Heureusement que, dans ces pays, et même en Israël, des journalistes et des médias courageux ont résisté aux vents de la xénophobie et au discours dominant, des manifestations de jeunes et de forces sociales et politiques internationalistes, et des voix réellement universalistes, se sont élevées pour crier leur rejet du cynisme des dirigeants de leurs Etats, leur soutien à la population de Gaza et au peuple palestinien, dénonçant l’hypocrisie des décisions de la CIJ ménageant la chèvre et le chou, les lois xénophobes contre les migrations du Sud, au nom de l’universalité des droits humains et des normes du droit international.

Ces voix courageuses contribuent à revigorer l’espoir d’un monde rejetant le suprématisme blanc et les replis identitaires au Nord comme au Sud; un monde arraché aux griffes du néolibéralisme et de la révolution conservatrice. Des voix des Suds – du Moyen Orient, de l’ Asie, de l’Afrique, de l’Amérique du Sud et des mondes de l’islam – ne réclament pas autre chose en affirmant que la vie, la dignité et les droits d’un être humain, quel qu’il soit et où qu’il soit, valent la vie, la dignité et les droits de tout autre être humain, quel qu’il soit et où qu’il soit.

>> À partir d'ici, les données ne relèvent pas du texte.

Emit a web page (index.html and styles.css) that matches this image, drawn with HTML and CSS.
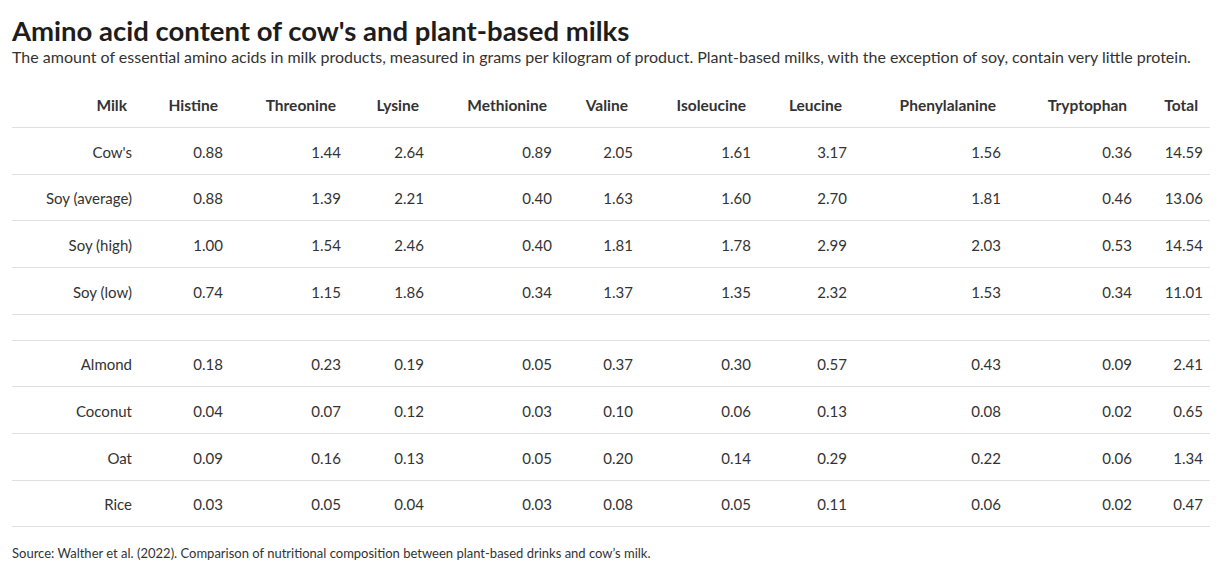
FILE: index.html
```html
<!DOCTYPE html>
<html lang="en">
<head>
<meta charset="utf-8">
<title>Amino acid content of cow's and plant-based milks</title>
<link rel="stylesheet" href="styles.css">
</head>
<body>
<div class="chart">
  <h1 class="title">Amino acid content of cow's and plant-based milks</h1>
  <p class="subtitle">The amount of essential amino acids in milk products, measured in grams per kilogram of product. Plant-based milks, with the exception of soy, contain very little protein.</p>
  <div class="table">
    <div class="row head">
      <div>Milk</div><div>Histine</div><div>Threonine</div><div>Lysine</div><div>Methionine</div><div>Valine</div><div>Isoleucine</div><div>Leucine</div><div>Phenylalanine</div><div>Tryptophan</div><div>Total</div>
    </div>
    <div class="row"><div>Cow's</div><div>0.88</div><div>1.44</div><div>2.64</div><div>0.89</div><div>2.05</div><div>1.61</div><div>3.17</div><div>1.56</div><div>0.36</div><div>14.59</div></div>
    <div class="row"><div>Soy (average)</div><div>0.88</div><div>1.39</div><div>2.21</div><div>0.40</div><div>1.63</div><div>1.60</div><div>2.70</div><div>1.81</div><div>0.46</div><div>13.06</div></div>
    <div class="row"><div>Soy (high)</div><div>1.00</div><div>1.54</div><div>2.46</div><div>0.40</div><div>1.81</div><div>1.78</div><div>2.99</div><div>2.03</div><div>0.53</div><div>14.54</div></div>
    <div class="row"><div>Soy (low)</div><div>0.74</div><div>1.15</div><div>1.86</div><div>0.34</div><div>1.37</div><div>1.35</div><div>2.32</div><div>1.53</div><div>0.34</div><div>11.01</div></div>
    <div class="row spacer"></div>
    <div class="row"><div>Almond</div><div>0.18</div><div>0.23</div><div>0.19</div><div>0.05</div><div>0.37</div><div>0.30</div><div>0.57</div><div>0.43</div><div>0.09</div><div>2.41</div></div>
    <div class="row"><div>Coconut</div><div>0.04</div><div>0.07</div><div>0.12</div><div>0.03</div><div>0.10</div><div>0.06</div><div>0.13</div><div>0.08</div><div>0.02</div><div>0.65</div></div>
    <div class="row"><div>Oat</div><div>0.09</div><div>0.16</div><div>0.13</div><div>0.05</div><div>0.20</div><div>0.14</div><div>0.29</div><div>0.22</div><div>0.06</div><div>1.34</div></div>
    <div class="row"><div>Rice</div><div>0.03</div><div>0.05</div><div>0.04</div><div>0.03</div><div>0.08</div><div>0.05</div><div>0.11</div><div>0.06</div><div>0.02</div><div>0.47</div></div>
  </div>
  <p class="source">Source: Walther et al. (2022). Comparison of nutritional composition between plant-based drinks and cow’s milk.</p>
</div>
</body>
</html>
```

FILE: styles.css
```css
html, body {
  margin: 0;
  padding: 0;
  background: #ffffff;
}

body {
  font-family: Lato, "Noto Sans", sans-serif;
  color: #333333;
}

.chart {
  padding: 16px 12px 0 12px;
}

.title {
  margin: 0;
  font-size: 27.5px;
  line-height: 30px;
  font-weight: 700;
  color: #1d1d1d;
}

.subtitle {
  margin: 1px 0 0 0;
  font-size: 16px;
  line-height: 20px;
  color: #333333;
}

.table {
  margin-top: 19px;
  display: flex;
  flex-direction: column;
}

.row {
  display: grid;
  grid-template-columns: 127px 91px 118px 83px 128px 81px 118px 96px 154px 131px 71px;
  align-items: center;
  height: 46.67px;
  box-sizing: border-box;
  border-bottom: 1px solid #e0e0e0;
  font-size: 15px;
  padding-top: 2px;
}

.row > div {
  text-align: right;
  padding-right: 7px;
  white-space: nowrap;
}

.row.head {
  height: 42px;
  padding-top: 0;
  padding-bottom: 3px;
  font-weight: 700;
  font-size: 15.5px;
  color: #333333;
}

.row.head > div {
  padding-right: 12px;
}

.row.spacer {
  height: 26px;
}

.source {
  margin: 18px 0 0 0;
  font-size: 13px;
  line-height: 16px;
  color: #333333;
}
```
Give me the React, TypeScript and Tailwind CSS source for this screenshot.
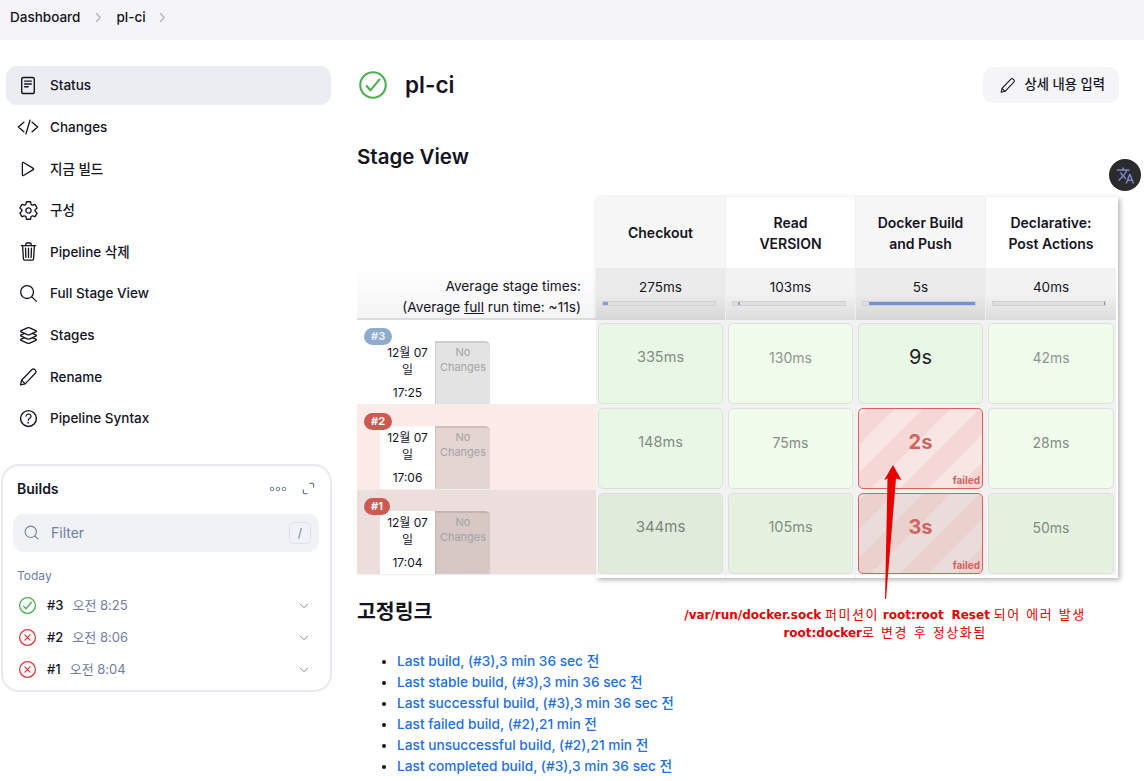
import React from "react";
import { ChevronDown, ChevronRight, Search } from "lucide-react";
import { MdTranslate } from "react-icons/md";
import {
  IoCheckmarkCircleOutline,
  IoCloseCircleOutline,
  IoCodeSlashOutline,
  IoHelpCircleOutline,
  IoLayersOutline,
  IoPlayOutline,
  IoSearchOutline,
  IoSettingsOutline,
  IoTrashOutline,
} from "react-icons/io5";

function StatusIcon({ className }: { className?: string }) {
  return (
    <svg viewBox="0 0 20 24" fill="none" stroke="currentColor" strokeWidth="1.6" strokeLinecap="round" className={className}>
      <rect x="2.8" y="2.8" width="14.4" height="18.4" rx="2.2" />
      <path d="M6.2 7h7.6M6.2 10.2h7.6M6.2 13.4h4" />
    </svg>
  );
}

function PencilIcon({ className }: { className?: string }) {
  return (
    <svg viewBox="0 0 24 24" fill="none" stroke="currentColor" strokeWidth="1.5" strokeLinejoin="round" className={className}>
      <path d="M3 21.5l1.3-5.6L16.8 3a2.3 2.3 0 0 1 3.2 0l1 1a2.3 2.3 0 0 1 0 3.2L8.6 20.2z" />
      <path d="M4.3 15.9l4.3 4.3" />
    </svg>
  );
}

const menuItems = [
  { label: "Status", icon: <StatusIcon className="h-[21px] w-[20px]" />, active: true },
  { label: "Changes", icon: <IoCodeSlashOutline className="h-[22px] w-[22px]" /> },
  { label: "지금 빌드", icon: <IoPlayOutline className="h-[20px] w-[20px]" /> },
  { label: "구성", icon: <IoSettingsOutline className="h-[21px] w-[21px]" /> },
  { label: "Pipeline 삭제", icon: <IoTrashOutline className="h-[21px] w-[21px]" /> },
  { label: "Full Stage View", icon: <IoSearchOutline className="h-[21px] w-[21px]" /> },
  { label: "Stages", icon: <IoLayersOutline className="h-[21px] w-[21px]" /> },
  { label: "Rename", icon: <PencilIcon className="h-[20px] w-[20px]" /> },
  { label: "Pipeline Syntax", icon: <IoHelpCircleOutline className="h-[23px] w-[23px]" /> },
];

const builds = [
  { id: "#3", time: "오전 8:25", ok: true },
  { id: "#2", time: "오전 8:06", ok: false },
  { id: "#1", time: "오전 8:04", ok: false },
];

const stages = [
  { name: ["Checkout"], avg: "275ms", head: "bg-[#f7f7f7]", avgBg: "from-[#ebebeb] via-[#ebebeb] to-[#d6d6d6]", fill: "ml-0 w-[5px] bg-[#7f9fd8]" },
  { name: ["Read", "VERSION"], avg: "103ms", head: "bg-white", avgBg: "from-[#f2f2f2] via-[#f2f2f2] to-[#dcdcdc]", fill: "ml-[5px] w-[2px] bg-[#8aa6da]" },
  { name: ["Docker Build", "and Push"], avg: "5s", head: "bg-[#f7f7f7]", avgBg: "from-[#ebebeb] via-[#ebebeb] to-[#d6d6d6]", fill: "ml-[6px] w-[106px] bg-[#6f93d6]" },
  { name: ["Declarative:", "Post Actions"], avg: "40ms", head: "bg-white", avgBg: "from-[#f2f2f2] via-[#f2f2f2] to-[#dcdcdc]", fill: "ml-[111px] w-[1px] bg-[#6f93d6]" },
];

const rows = [
  {
    id: "#3", date: "17:25", rowBg: "bg-white", badge: "bg-[#8eaacd] text-white/80", noCh: "bg-[#e3e3e3]",
    cells: [
      { t: "335ms", bg: "bg-[#e9f8e6]", size: "text-[14.5px] text-[#838b83]" },
      { t: "130ms", bg: "bg-[#f0fded]", size: "text-[14px] text-[#8d958d]" },
      { t: "9s", bg: "bg-[#e9f8e6]", size: "text-[20px] text-[#222222]" },
      { t: "42ms", bg: "bg-[#f0fded]", size: "text-[14px] text-[#8d958d]" },
    ],
  },
  {
    id: "#2", date: "17:06", rowBg: "bg-[#fdebe9]", badge: "bg-[#cc5a50] text-white", noCh: "bg-[#e4d4d2]",
    cells: [
      { t: "148ms", bg: "bg-[#e9f8e6]", size: "text-[14.5px] text-[#838b83]" },
      { t: "75ms", bg: "bg-[#f0fded]", size: "text-[14px] text-[#838b83]" },
      { t: "2s", failed: true, bg: "bg-[repeating-linear-gradient(135deg,#f7e6e4_0px,#f7e6e4_5px,#f5d8d5_5px,#f5d8d5_25px,#f7e6e4_25px,#f7e6e4_40px)]", size: "" },
      { t: "28ms", bg: "bg-[#f0fded]", size: "text-[14px] text-[#838b83]" },
    ],
  },
  {
    id: "#1", date: "17:04", rowBg: "bg-[#ecdedc]", badge: "bg-[#cc5a50] text-white", noCh: "bg-[#d7c8c6]",
    cells: [
      { t: "344ms", bg: "bg-[#dfecdb]", size: "text-[15px] text-[#7c847c]" },
      { t: "105ms", bg: "bg-[#e5f2e0]", size: "text-[14.5px] text-[#838b83]" },
      { t: "3s", failed: true, bg: "bg-[repeating-linear-gradient(135deg,#eadcda_0px,#eadcda_5px,#ebd1ce_5px,#ebd1ce_25px,#eadcda_25px,#eadcda_40px)]", size: "" },
      { t: "50ms", bg: "bg-[#e5f2e0]", size: "text-[14px] text-[#838b83]" },
    ],
  },
];

const links = [
  "Last build, (#3),3 min 36 sec 전",
  "Last stable build, (#3),3 min 36 sec 전",
  "Last successful build, (#3),3 min 36 sec 전",
  "Last failed build, (#2),21 min 전",
  "Last unsuccessful build, (#2),21 min 전",
  "Last completed build, (#3),3 min 36 sec 전",
];

function Ko({ children }: { children: React.ReactNode }) {
  return <span className="text-[13px] tracking-[1.5px]">{children}</span>;
}

export default function App() {
  return (
    <div className="relative h-[781px] w-[1144px] overflow-hidden bg-white font-['Inter','Noto_Sans_CJK_KR',sans-serif] text-[#14141f]">
      {/* Breadcrumb */}
      <div className="flex h-10 items-center bg-[#f5f5f8] pl-[10px] pb-[6px] text-[13.5px] font-medium">
        <span>Dashboard</span>
        <ChevronRight className="ml-[11px] mr-[10px] h-[15px] w-[15px] text-[#a9b3c6]" />
        <span>pl-ci</span>
        <ChevronRight className="ml-[9px] h-[15px] w-[15px] text-[#a9b3c6]" />
      </div>

      <div className="flex">
        {/* Sidebar */}
        <aside className="w-[357px] shrink-0 pl-[1px] pt-[26px]">
          <nav className="ml-[5px] flex w-[325px] flex-col gap-[2.6px]">
            {menuItems.map((item) => (
              <div
                key={item.label}
                className={`flex h-[39px] items-center rounded-[11px] text-[13.5px] font-medium ${item.active ? "bg-[#ecedf3]" : ""}`}
              >
                <span className="flex w-[44px] justify-center">{item.icon}</span>
                <span>{item.label}</span>
              </div>
            ))}
          </nav>

          {/* Builds */}
          <div className="mt-[26px] h-[228px] w-[331px] rounded-[18px] border-2 border-[#e9e9f0] pl-[10px] pr-[11px] pt-[12px]">
            <div className="flex h-[22px] items-center justify-between pl-[4px] pr-[4px]">
              <span className="text-[14px] font-semibold">Builds</span>
              <div className="flex items-center gap-[15px] text-[#6e80a0]">
                <svg viewBox="0 0 18 6" className="h-[6px] w-[18px]" fill="none" stroke="currentColor" strokeWidth="1">
                  <circle cx="3" cy="3" r="1.8" />
                  <circle cx="9" cy="3" r="1.8" />
                  <circle cx="15" cy="3" r="1.8" />
                </svg>
                <svg viewBox="0 0 14 14" className="h-[13px] w-[13px]" fill="none" stroke="currentColor" strokeWidth="1.4" strokeLinecap="round">
                  <path d="M8.5 1.5h3a1 1 0 0 1 1 1v3M5.5 12.5h-3a1 1 0 0 1-1-1v-3" />
                </svg>
              </div>
            </div>
            <div className="mt-[14px] flex h-[38px] items-center rounded-[11px] bg-[#f1f2f6] pl-[10px] pr-[8px] text-[14px] text-[#6e80a0]">
              <Search className="h-[17px] w-[17px]" strokeWidth={1.5} />
              <span className="ml-[11px] flex-1">Filter</span>
              <span className="flex h-[22px] w-[22px] items-center justify-center rounded-[5px] border border-[#dfe1e8] text-[12px]">/</span>
            </div>
            <div className="mt-[16px] pl-[4px] text-[12px] leading-[15px] text-[#6e80a0]">Today</div>
            <div className="mt-[7px] flex flex-col">
              {builds.map((b) => (
                <div key={b.id} className="flex h-[32px] items-center pl-[4px] pr-[8px] text-[13px]">
                  {b.ok ? (
                    <IoCheckmarkCircleOutline className="h-[21px] w-[21px] text-[#4caf50]" />
                  ) : (
                    <IoCloseCircleOutline className="h-[21px] w-[21px] text-[#dc3a3a]" />
                  )}
                  <span className="ml-[9px] font-medium">{b.id}</span>
                  <span className="ml-[9px] flex-1 text-[#6e80a0]">{b.time}</span>
                  <ChevronDown className="h-[14px] w-[14px] text-[#6e80a0]" strokeWidth={1.6} />
                </div>
              ))}
            </div>
          </div>
        </aside>

        {/* Main */}
        <main className="w-[762px] pt-[27px]">
          <div className="flex h-[36px] items-center justify-between">
            <div className="flex items-center">
              <IoCheckmarkCircleOutline className="-ml-[1px] h-[34px] w-[34px] text-[#4caf50]" />
              <h1 className="ml-[15px] text-[22.5px] font-semibold">pl-ci</h1>
            </div>
            <button className="flex h-[36px] items-center gap-[6px] rounded-[10px] bg-[#f5f5f8] pl-[16px] pr-[14px] text-[13.3px] font-medium">
              <PencilIcon className="h-[17px] w-[17px]" />
              <span className="ml-[3px]">상세 내용 입력</span>
            </button>
          </div>

          <h2 className="mt-[40px] text-[20.5px] leading-[28px] font-semibold">Stage View</h2>

          {/* Stage table */}
          <div className="relative mt-[26px] flex h-[380px] w-[760px]">
            <div className="w-[239px] shrink-0 pt-[71px]">
              <div className="flex h-[52px] flex-col items-end justify-center border-b-2 border-[#dcdcdc] bg-gradient-to-b from-white to-[#f5f5f5] pr-[15px] pt-[8px] text-[13.7px] leading-[21px]">
                <div>Average stage times:</div>
                <div>
                  (Average <span className="underline">full</span> run time: ~11s)
                </div>
              </div>
              {rows.map((row) => (
                <div key={row.id} className={`relative flex h-[85px] items-end border-b border-[#eeeeee] pl-[23px] ${row.rowBg}`}>
                  <span className={`absolute left-[7px] top-[8px] z-10 rounded-full px-[7px] text-[11px] leading-[17px] font-bold ${row.badge}`}>
                    {row.id}
                  </span>
                  <div className="flex h-[63px] w-[55px] flex-col items-center bg-white pt-[3px] text-[12px] leading-[17px]">
                    <span>12월 07</span>
                    <span>일</span>
                    <span className="mt-[6px]">{row.date}</span>
                  </div>
                  <div className={`h-[63px] w-[55px] rounded-tr-[5px] border-t-2 border-l border-[#00000018] pt-[2px] text-center text-[11px] leading-[15px] text-[#a3a3a3] ${row.noCh}`}>
                    No
                    <br />
                    Changes
                  </div>
                </div>
              ))}
            </div>

            <div className="flex h-[381px] w-[522px] shrink-0 shadow-[2px_2px_5px_rgba(0,0,0,0.3)]">
              {stages.map((stage, col) => (
                <div key={stage.avg} className="flex w-[130px] flex-col border-r border-[#efefef] last:border-r-0">
                  <div className={`flex h-[71px] flex-col items-center justify-center text-[14px] leading-[21px] font-semibold ${stage.head}`}>
                    {stage.name.map((line) => (
                      <div key={line}>{line}</div>
                    ))}
                  </div>
                  <div className={`h-[52px] bg-gradient-to-b pt-[9px] ${stage.avgBg}`}>
                    <div className="text-center text-[13.5px] leading-[20px]">{stage.avg}</div>
                    <div className="ml-[6px] mt-[4px] h-[5px] w-[114px] border border-[#d0d0d0] bg-[#dfdfdf]">
                      <div className={`h-[3px] ${stage.fill}`} />
                    </div>
                  </div>
                  {rows.map((row) => {
                    const cell = row.cells[col];
                    return (
                      <div key={row.id} className="h-[85px] bg-[#f2f2f2] px-[2px] pt-[3px] pb-[1px]">
                        {cell.failed ? (
                          <div className={`relative flex h-[81px] items-center justify-center rounded-[5px] border-[1.5px] border-[#d9605c] pb-[13px] text-[20px] font-bold text-[#cf6460] ${cell.bg}`}>
                            {cell.t}
                            <span className="absolute bottom-[1px] right-[2px] text-[10px] leading-[14px]">failed</span>
                          </div>
                        ) : (
                          <div className={`flex h-[81px] items-center justify-center rounded-[5px] border border-[#dcdfdc] pb-[13px] ${cell.bg} ${cell.size}`}>
                            {cell.t}
                          </div>
                        )}
                      </div>
                    );
                  })}
                </div>
              ))}
            </div>

            {/* Annotation over the table */}
            <svg viewBox="0 0 30 140" className="absolute left-[519px] top-[266px] h-[140px] w-[30px]">
              <polygon points="17,2 25.5,17 20,15.5 10,136 9,136 11.5,15.5 8,17" fill="#e60000" />
            </svg>
            <div className="absolute left-[278px] top-[409px] w-[500px] text-center font-['DejaVu_Sans','Noto_Sans_CJK_KR',sans-serif] text-[12px] leading-[18px] text-[#e60000]">
              <div>
                <b>/var/run/docker.sock</b> <Ko>퍼미션이</Ko> <b>root:root</b> &nbsp;<b>Reset</b> <Ko>되어 에러 발생</Ko>
              </div>
              <div>
                <b>root:docker</b>
                <Ko>로 변경 후 정상화됨</Ko>
              </div>
            </div>
          </div>

          <h2 className="mt-[21px] text-[20.5px] leading-[28px] font-semibold">고정링크</h2>

          <ul className="mt-[25px] list-disc pl-[40px] text-[13.7px] leading-[21px] font-medium text-[#1e6fe0]">
            {links.map((link) => (
              <li key={link} className="marker:text-[#14141f]">{link}</li>
            ))}
          </ul>
        </main>
      </div>

      {/* Floating translate button */}
      <div className="absolute left-[1109px] top-[159px] flex h-[32px] w-[32px] items-center justify-center rounded-full bg-[#2b2b2e]">
        <MdTranslate className="h-[19px] w-[19px] text-[#7b86c8]" />
      </div>
    </div>
  );
}
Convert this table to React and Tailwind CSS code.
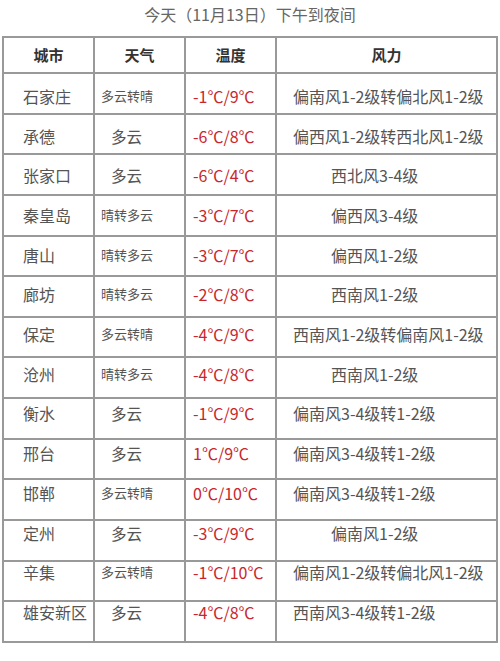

La démarche de l’Afrique du Sud qui a connu les horreurs du colonialisme et de l’apartheid, et dont la président a précisé que son pays ne peut se taire devant ces mêmes horreurs lorsqu’elles sont infligées à d’autres peuples, montre la voie à celles et ceux qui, au Sud comme au Nord, à l’Est comme à l’Ouest, rêvent d’un monde fondé réellement sur l’universalité de l’humain et de ses droits.

* Professeur honoraire de l’Université Lyon2, président du Haut-Conseil de Timbuktu Institute.

** African Center for Peace Studies. United Nations Relief and Works Agency for Palestine Refugees in the Near East – Office de secours et de travaux des Nations unies pour les réfugiés de Palestine dans le Proche-Orient  pour l’aide aux réfugiés palestiniens dans la bande de Gaza, en Cisjordanie, en Jordanie, au Liban et en Syrie, datant de décembre 1949.